Typically throughout the region, national authorities are responsible for establishing environmental policy, and developing the appropriate legislation and standards for its implementation at local government level. As a result, provincial and state governments have been increasingly entrusted with carrying out environmental management, requiring considerable investment in planning, training staff and purchasing equipment. However, most local authorities throughout the developing countries are granted neither adequate financial resources nor adequate revenue raising powers by central government to carry out effective environmental management. Another major problem with this approach is that ultimately conflicts of interest will arise both within and between local authorities regarding the benefits of economic development versus environmental protection. With little or no accountability under law, this can lead to serious consequences for the environment.

Many governments of the region have placed high emphasis on mobilising community-based organisations and non-governmental organisations (NGOs) in a bid to strengthen environmental management at the local level. NGO programmes have proved to be particularly effective in areas such as public awareness and environmental education. Similarly, community participation is increasingly being encouraged during the planning process to ensure that environmental protection schemes are both appropriate and workable. Whilst the involvement of NGOs and community groups is still largely on an informal basis, some countries have made it mandatory with legislative provision. For instance, recent legislation in the Philippines requires involvement of NGOs and other private sector leaders in the committees that prepare local capital budgets (Kingly and Mikelsons, 1991). Informal co-operatives among low-income groups have also proved to be successful at managing local environmental resources.

NGOs have grown at an unprecedented rate in the last ten to fifteen years. With varying degrees of skill, they have shown that they can:

  • reach poor populations unserved by other agencies;

  • mobilise local resources and build local organisations:

  • provide relatively low cost services to unserved populations;

  • create innovative solutions to complex problems:

  • organise networks of diverse organisations around shared visions: and

  • act as intermediaries between governments and the community, serving to link communities to the wider political processes.

NGOs staffed with professional planners, architects, engineers and social workers have provided technical advice and helped co-ordinate numerous small-scale environmental projects in low-income countries. The famous Orangi Pilot Project provides a very good example, where the urban poor were provided with access to sanitation and drainage through innovative projects conceived by an NGO, and implemented through co-operative efforts by low income households in one community (ESCAP 1992).
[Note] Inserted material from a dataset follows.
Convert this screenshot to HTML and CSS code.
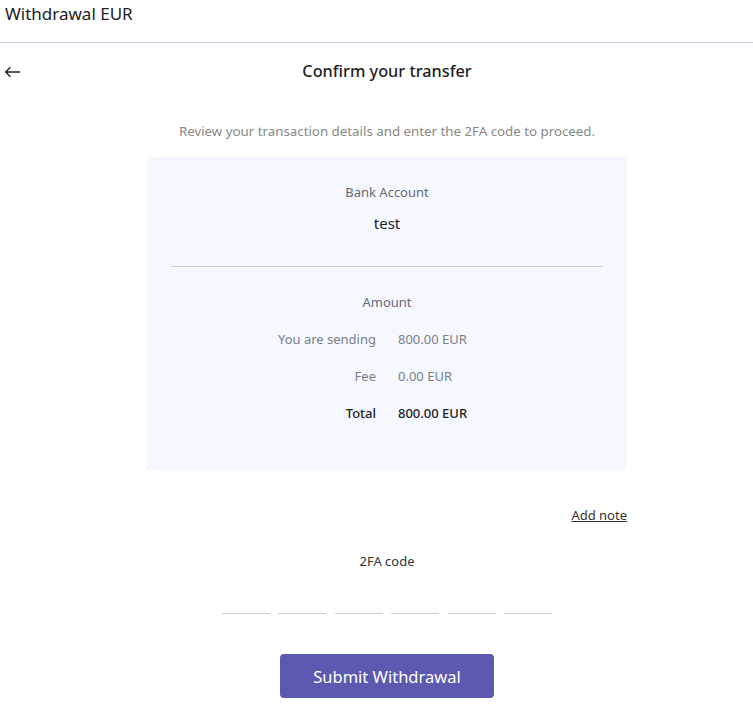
FILE: index.html
```html
<!DOCTYPE html>
<html>
<head>
<meta charset="utf-8">
<link rel="stylesheet" href="styles.css">
</head>
<body>
<header class="topbar">Withdrawal EUR</header>
<div class="titlerow">
  <button class="back" aria-label="Back">
    <svg width="20" height="14" viewBox="0 0 20 14"><path d="M19 7H2M7.5 1.5L2 7l5.5 5.5" fill="none" stroke="#222" stroke-width="1.6"/></svg>
  </button>
  <h1 class="title">Confirm your transfer</h1>
</div>
<main class="content">
  <p class="subtitle">Review your transaction details and enter the 2FA code to proceed.</p>
  <section class="card">
    <div class="label">Bank Account</div>
    <div class="account">test</div>
    <hr class="divider">
    <div class="label amount">Amount</div>
    <div class="rows">
      <div class="row"><span class="k">You are sending</span><span class="v">800.00 EUR</span></div>
      <div class="row"><span class="k">Fee</span><span class="v">0.00 EUR</span></div>
      <div class="row total"><span class="k">Total</span><span class="v">800.00 EUR</span></div>
    </div>
  </section>
  <div class="note-row"><a class="note" href="#">Add note</a></div>
  <div class="code-label">2FA code</div>
  <div class="code">
    <span class="digit"></span><span class="digit"></span><span class="digit"></span><span class="digit"></span><span class="digit"></span><span class="digit"></span>
  </div>
  <button class="submit">Submit Withdrawal</button>
</main>
</body>
</html>
```
FILE: styles.css
```css
* { box-sizing: border-box; }
body {
  margin: 0;
  font-family: "Noto Sans", "Open Sans", sans-serif;
  color: #222;
  background: #fff;
  width: 753px;
  overflow: hidden;
}
.topbar {
  height: 43px;
  padding: 4px 5px 0;
  font-size: 17px;
  line-height: 20px;
  border-bottom: 1px solid #c8d5ea;
}
.titlerow {
  display: flex;
  align-items: center;
  height: 56px;
}
.back {
  border: 0;
  background: none;
  padding: 0 0 0 4px;
  width: 21px;
  display: flex;
  align-items: center;
  margin-top: 2px;
}
.title {
  flex: 1;
  text-align: center;
  margin: 0;
  font-size: 16.3px;
  font-weight: 500;
  color: #222;
}
.content {
  padding-left: 21px;
  display: flex;
  flex-direction: column;
  align-items: center;
}
.subtitle {
  margin: 23px 0 0;
  font-size: 13.3px;
  color: #888;
  line-height: 18px;
}
.card {
  margin-top: 17px;
  width: 480px;
  height: 313px;
  background: #f5f8ff;
  padding: 26px 24px 0;
  display: flex;
  flex-direction: column;
  align-items: center;
}
.label {
  font-size: 13px;
  color: #666b75;
  line-height: 18px;
}
.account {
  margin-top: 12px;
  font-size: 15px;
  line-height: 20px;
  color: #222;
}
.divider {
  width: 100%;
  border: 0;
  border-top: 1px solid #c9ccd6;
  margin: 33px 0 0;
}
.amount { margin-top: 26px; }
.rows {
  margin-top: 19px;
  display: flex;
  flex-direction: column;
  gap: 19px;
  width: 100%;
}
.row {
  display: grid;
  grid-template-columns: 205px 1fr;
  column-gap: 22px;
  font-size: 13px;
  line-height: 18px;
  color: #7a7f88;
}
.row .k { text-align: right; }
.row.total { color: #222; font-weight: 500; }
.note-row {
  width: 480px;
  display: flex;
  justify-content: flex-end;
  margin-top: 36px;
}
.note {
  font-size: 13px;
  color: #333;
  text-decoration: underline;
  line-height: 18px;
}
.code-label {
  margin-top: 28px;
  font-size: 13px;
  line-height: 18px;
  color: #333;
}
.code {
  margin-top: 43px;
  display: flex;
  gap: 8.5px;
}
.digit {
  width: 48px;
  height: 1px;
  background: #c8d0e0;
}
.submit {
  margin-top: 40px;
  width: 214px;
  height: 44px;
  border: 0;
  border-radius: 4px;
  background: #5d59b1;
  color: #fff;
  font-family: inherit;
  font-size: 16.5px;
}
```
With few exceptions, most governments in developing countries have largely avoided formulating urban land policies aimed at increasing the land access of low-income households. Responses towards this issue have largely been confined to actions such as subsidised housing for the poor, rather than addressing the underlying causes. Given that the overall task of extending urban water supply and sanitation services to the poor, which is going to be exacerbated by the increasing shift of the burden of poverty from rural areas to the urban centres, it is important that the fundamental question of land access and overcrowding is addressed in the near future.